──────── Supplied data

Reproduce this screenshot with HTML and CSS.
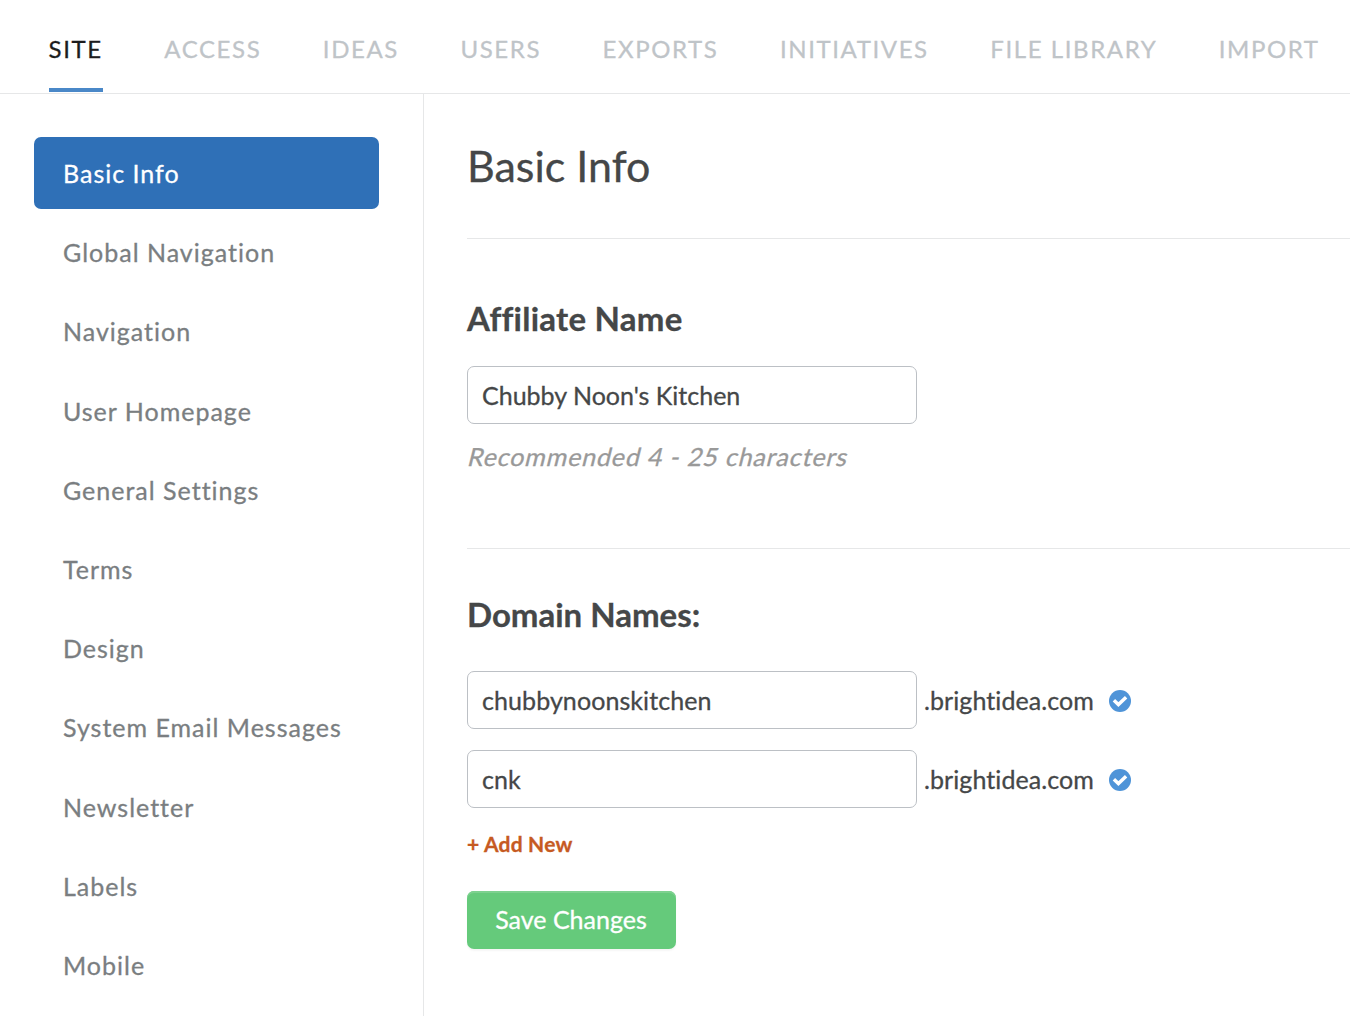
FILE: index.html
```html
<!DOCTYPE html>
<html lang="en">
<head>
<meta charset="utf-8">
<title>Basic Info</title>
<link rel="stylesheet" href="styles.css">
</head>
<body>
<nav class="tabs">
<a class="tab active">SITE</a>
<a class="tab">ACCESS</a>
<a class="tab">IDEAS</a>
<a class="tab">USERS</a>
<a class="tab">EXPORTS</a>
<a class="tab">INITIATIVES</a>
<a class="tab">FILE LIBRARY</a>
<a class="tab">IMPORT</a>
</nav>
<div class="body">
<aside class="side">
<a class="item current">Basic Info</a>
<a class="item">Global Navigation</a>
<a class="item">Navigation</a>
<a class="item">User Homepage</a>
<a class="item">General Settings</a>
<a class="item">Terms</a>
<a class="item">Design</a>
<a class="item">System Email Messages</a>
<a class="item">Newsletter</a>
<a class="item">Labels</a>
<a class="item">Mobile</a>
</aside>
<main class="main">
<h1 class="title">Basic Info</h1>
<section class="section affiliate">
<h2 class="heading">Affiliate Name</h2>
<input class="field" type="text" value="Chubby Noon's Kitchen">
<p class="hint">Recommended 4 - 25 characters</p>
</section>
<section class="section domains">
<h2 class="heading">Domain Names:</h2>
<div class="row">
<input class="field domain" type="text" value="chubbynoonskitchen">
<span class="suffix">.brightidea.com</span>
<svg class="check" viewBox="0 0 22 22"><circle cx="11" cy="11" r="11" fill="#4f94d8"/><path d="M4.9 10.3 9.4 14.6 17.1 7.2" fill="none" stroke="#fff" stroke-width="3.4"/></svg>
</div>
<div class="row">
<input class="field domain" type="text" value="cnk">
<span class="suffix">.brightidea.com</span>
<svg class="check" viewBox="0 0 22 22"><circle cx="11" cy="11" r="11" fill="#4f94d8"/><path d="M4.9 10.3 9.4 14.6 17.1 7.2" fill="none" stroke="#fff" stroke-width="3.4"/></svg>
</div>
<a class="add">+ Add New</a>
<button class="save">Save Changes</button>
</section>
</main>
</div>
</body>
</html>
```
FILE: styles.css
```css
* { box-sizing: border-box; }
body {
  margin: 0;
  height: 1016px;
  overflow: hidden;
  display: flex;
  flex-direction: column;
  background: #fff;
  color: #454748;
  font-family: Lato, "Liberation Sans", sans-serif;
  font-variant-ligatures: none;
  -webkit-text-stroke: .3px currentColor;
}
.tabs {
  display: flex;
  flex: none;
  gap: 61.5px;
  height: 94px;
  padding-left: 48.6px;
  border-bottom: 1px solid #e6e7e8;
}
.tab {
  height: 92px;
  padding-top: 34px;
  font-size: 24px;
  line-height: 29px;
  letter-spacing: 1.6px;
  white-space: nowrap;
  color: #bfc4c8;
}
.tab.active { color: #1d1d1d; border-bottom: 4px solid #4a88c8; }
.body { display: flex; flex: 1; min-height: 0; }
.side {
  flex: none;
  width: 424px;
  padding: 43px 44px 0 34px;
  border-right: 1px solid #e6e7e8;
}
.item {
  display: block;
  height: 72px;
  margin-bottom: 7.2px;
  padding-left: 29px;
  border-radius: 7px;
  font-size: 25px;
  line-height: 72px;
  letter-spacing: 1px;
  white-space: nowrap;
  color: #7a7e81;
}
.item.current { background: #2f70b7; color: #fff; }
.main { flex: 1; padding-left: 43px; }
.title {
  height: 144px;
  margin: 0;
  padding-top: 46px;
  font-size: 43px;
  line-height: 52px;
  font-weight: 400;
}
.section { border-top: 1px solid #e6e7e8; }
.affiliate { height: 310px; padding-top: 59px; }
.affiliate .heading { letter-spacing: .25px; }
.domains { padding-top: 45px; }
.heading {
  margin: 0 0 28px;
  font-size: 33px;
  line-height: 40px;
  font-weight: 700;
}
.domains .heading { margin-bottom: 37px; }
.field {
  display: block;
  flex: none;
  width: 450px;
  height: 58px;
  padding: 0 14px;
  border: 1px solid #bcc0c5;
  border-radius: 7px;
  background: #fff;
  color: inherit;
  font: 25px Lato, sans-serif;
  font-variant-ligatures: none;
  -webkit-text-stroke: inherit;
}
.domain, .suffix { letter-spacing: .08px; }
.hint {
  width: max-content;
  margin: 17px 0 0 2px;
  font-size: 25px;
  line-height: 30px;
  letter-spacing: .85px;
  transform: skewX(-14deg);
  color: #999;
}
.row { display: flex; align-items: center; margin-bottom: 21px; }
.suffix { width: 185px; padding-left: 7px; font-size: 25px; }
.check { width: 22px; height: 22px; margin: 2px 0 0 7px; }
.add {
  display: block;
  margin-top: 23px;
  font-size: 21px;
  line-height: 26px;
  letter-spacing: .2px;
  font-weight: 700;
  color: #c65a22;
}
.save {
  display: block;
  width: 209px;
  height: 58px;
  margin-top: 34px;
  padding: 0 1px 2px 0;
  border: 0;
  border-radius: 7px;
  background: #65ca7b;
  box-shadow: inset 0 2px 0 #7dd18f, 0 2px 2px rgba(0, 0, 0, .04);
  color: #fff;
  font: 25px Lato, sans-serif;
  -webkit-text-stroke: inherit;
}
```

────────────────

▶ What is expected:
Give the material again exactly as it is, but keep the pictures out.

▶ Correct answer:
Reproduce this screenshot with HTML and CSS.
FILE: index.html
```html
<!DOCTYPE html>
<html lang="en">
<head>
<meta charset="utf-8">
<title>Basic Info</title>
<link rel="stylesheet" href="styles.css">
</head>
<body>
<nav class="tabs">
<a class="tab active">SITE</a>
<a class="tab">ACCESS</a>
<a class="tab">IDEAS</a>
<a class="tab">USERS</a>
<a class="tab">EXPORTS</a>
<a class="tab">INITIATIVES</a>
<a class="tab">FILE LIBRARY</a>
<a class="tab">IMPORT</a>
</nav>
<div class="body">
<aside class="side">
<a class="item current">Basic Info</a>
<a class="item">Global Navigation</a>
<a class="item">Navigation</a>
<a class="item">User Homepage</a>
<a class="item">General Settings</a>
<a class="item">Terms</a>
<a class="item">Design</a>
<a class="item">System Email Messages</a>
<a class="item">Newsletter</a>
<a class="item">Labels</a>
<a class="item">Mobile</a>
</aside>
<main class="main">
<h1 class="title">Basic Info</h1>
<section class="section affiliate">
<h2 class="heading">Affiliate Name</h2>
<input class="field" type="text" value="Chubby Noon's Kitchen">
<p class="hint">Recommended 4 - 25 characters</p>
</section>
<section class="section domains">
<h2 class="heading">Domain Names:</h2>
<div class="row">
<input class="field domain" type="text" value="chubbynoonskitchen">
<span class="suffix">.brightidea.com</span>
<svg class="check" viewBox="0 0 22 22"><circle cx="11" cy="11" r="11" fill="#4f94d8"/><path d="M4.9 10.3 9.4 14.6 17.1 7.2" fill="none" stroke="#fff" stroke-width="3.4"/></svg>
</div>
<div class="row">
<input class="field domain" type="text" value="cnk">
<span class="suffix">.brightidea.com</span>
<svg class="check" viewBox="0 0 22 22"><circle cx="11" cy="11" r="11" fill="#4f94d8"/><path d="M4.9 10.3 9.4 14.6 17.1 7.2" fill="none" stroke="#fff" stroke-width="3.4"/></svg>
</div>
<a class="add">+ Add New</a>
<button class="save">Save Changes</button>
</section>
</main>
</div>
</body>
</html>
```
FILE: styles.css
```css
* { box-sizing: border-box; }
body {
  margin: 0;
  height: 1016px;
  overflow: hidden;
  display: flex;
  flex-direction: column;
  background: #fff;
  color: #454748;
  font-family: Lato, "Liberation Sans", sans-serif;
  font-variant-ligatures: none;
  -webkit-text-stroke: .3px currentColor;
}
.tabs {
  display: flex;
  flex: none;
  gap: 61.5px;
  height: 94px;
  padding-left: 48.6px;
  border-bottom: 1px solid #e6e7e8;
}
.tab {
  height: 92px;
  padding-top: 34px;
  font-size: 24px;
  line-height: 29px;
  letter-spacing: 1.6px;
  white-space: nowrap;
  color: #bfc4c8;
}
.tab.active { color: #1d1d1d; border-bottom: 4px solid #4a88c8; }
.body { display: flex; flex: 1; min-height: 0; }
.side {
  flex: none;
  width: 424px;
  padding: 43px 44px 0 34px;
  border-right: 1px solid #e6e7e8;
}
.item {
  display: block;
  height: 72px;
  margin-bottom: 7.2px;
  padding-left: 29px;
  border-radius: 7px;
  font-size: 25px;
  line-height: 72px;
  letter-spacing: 1px;
  white-space: nowrap;
  color: #7a7e81;
}
.item.current { background: #2f70b7; color: #fff; }
.main { flex: 1; padding-left: 43px; }
.title {
  height: 144px;
  margin: 0;
  padding-top: 46px;
  font-size: 43px;
  line-height: 52px;
  font-weight: 400;
}
.section { border-top: 1px solid #e6e7e8; }
.affiliate { height: 310px; padding-top: 59px; }
.affiliate .heading { letter-spacing: .25px; }
.domains { padding-top: 45px; }
.heading {
  margin: 0 0 28px;
  font-size: 33px;
  line-height: 40px;
  font-weight: 700;
}
.domains .heading { margin-bottom: 37px; }
.field {
  display: block;
  flex: none;
  width: 450px;
  height: 58px;
  padding: 0 14px;
  border: 1px solid #bcc0c5;
  border-radius: 7px;
  background: #fff;
  color: inherit;
  font: 25px Lato, sans-serif;
  font-variant-ligatures: none;
  -webkit-text-stroke: inherit;
}
.domain, .suffix { letter-spacing: .08px; }
.hint {
  width: max-content;
  margin: 17px 0 0 2px;
  font-size: 25px;
  line-height: 30px;
  letter-spacing: .85px;
  transform: skewX(-14deg);
  color: #999;
}
.row { display: flex; align-items: center; margin-bottom: 21px; }
.suffix { width: 185px; padding-left: 7px; font-size: 25px; }
.check { width: 22px; height: 22px; margin: 2px 0 0 7px; }
.add {
  display: block;
  margin-top: 23px;
  font-size: 21px;
  line-height: 26px;
  letter-spacing: .2px;
  font-weight: 700;
  color: #c65a22;
}
.save {
  display: block;
  width: 209px;
  height: 58px;
  margin-top: 34px;
  padding: 0 1px 2px 0;
  border: 0;
  border-radius: 7px;
  background: #65ca7b;
  box-shadow: inset 0 2px 0 #7dd18f, 0 2px 2px rgba(0, 0, 0, .04);
  color: #fff;
  font: 25px Lato, sans-serif;
  -webkit-text-stroke: inherit;
}
```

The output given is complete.